→ **YOUR INSTRUCTIONS**
Provide the number of lines containing the word "this", and nothing else.

→ **RAW DATA**

● ● ● ● ● ● ●

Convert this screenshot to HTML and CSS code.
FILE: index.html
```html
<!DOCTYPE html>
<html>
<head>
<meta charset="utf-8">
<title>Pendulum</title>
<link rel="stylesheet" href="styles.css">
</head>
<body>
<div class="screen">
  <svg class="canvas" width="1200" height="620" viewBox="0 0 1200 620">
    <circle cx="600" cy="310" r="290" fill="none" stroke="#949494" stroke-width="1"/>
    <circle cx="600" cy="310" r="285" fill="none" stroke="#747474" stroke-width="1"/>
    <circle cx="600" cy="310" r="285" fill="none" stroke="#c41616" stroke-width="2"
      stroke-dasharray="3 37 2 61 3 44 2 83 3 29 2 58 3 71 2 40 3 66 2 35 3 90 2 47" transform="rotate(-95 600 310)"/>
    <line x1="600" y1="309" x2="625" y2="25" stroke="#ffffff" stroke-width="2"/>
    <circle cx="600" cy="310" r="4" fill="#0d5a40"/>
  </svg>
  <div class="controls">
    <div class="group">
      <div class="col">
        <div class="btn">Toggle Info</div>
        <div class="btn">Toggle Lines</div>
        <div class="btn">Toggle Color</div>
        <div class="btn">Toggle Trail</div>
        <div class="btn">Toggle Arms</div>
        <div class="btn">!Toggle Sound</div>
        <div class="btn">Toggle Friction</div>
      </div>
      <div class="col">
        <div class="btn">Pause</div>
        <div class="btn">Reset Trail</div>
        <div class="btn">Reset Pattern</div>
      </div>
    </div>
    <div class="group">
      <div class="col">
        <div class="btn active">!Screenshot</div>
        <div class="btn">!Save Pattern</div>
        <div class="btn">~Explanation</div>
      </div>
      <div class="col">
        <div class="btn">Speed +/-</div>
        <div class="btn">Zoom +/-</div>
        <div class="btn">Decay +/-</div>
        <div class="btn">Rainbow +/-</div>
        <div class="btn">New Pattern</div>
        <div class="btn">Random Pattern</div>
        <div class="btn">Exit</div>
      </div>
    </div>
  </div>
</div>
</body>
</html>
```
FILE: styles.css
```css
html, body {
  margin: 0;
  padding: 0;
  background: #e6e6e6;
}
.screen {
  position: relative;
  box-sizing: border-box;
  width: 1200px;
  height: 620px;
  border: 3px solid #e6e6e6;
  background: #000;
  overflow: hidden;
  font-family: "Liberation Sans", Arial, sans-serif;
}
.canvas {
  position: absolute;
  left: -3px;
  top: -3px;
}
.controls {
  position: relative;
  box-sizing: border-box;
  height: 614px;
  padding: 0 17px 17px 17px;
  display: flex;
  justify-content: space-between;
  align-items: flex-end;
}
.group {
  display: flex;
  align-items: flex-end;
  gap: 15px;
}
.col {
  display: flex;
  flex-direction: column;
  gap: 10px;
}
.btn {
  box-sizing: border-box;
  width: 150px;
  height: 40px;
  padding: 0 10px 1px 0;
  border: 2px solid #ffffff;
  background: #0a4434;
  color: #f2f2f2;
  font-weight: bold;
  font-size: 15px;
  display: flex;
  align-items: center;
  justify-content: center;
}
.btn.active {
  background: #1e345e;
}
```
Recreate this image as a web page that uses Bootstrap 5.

● ● ● ● ● ● ●

→ **WRITTEN ANSWER**
2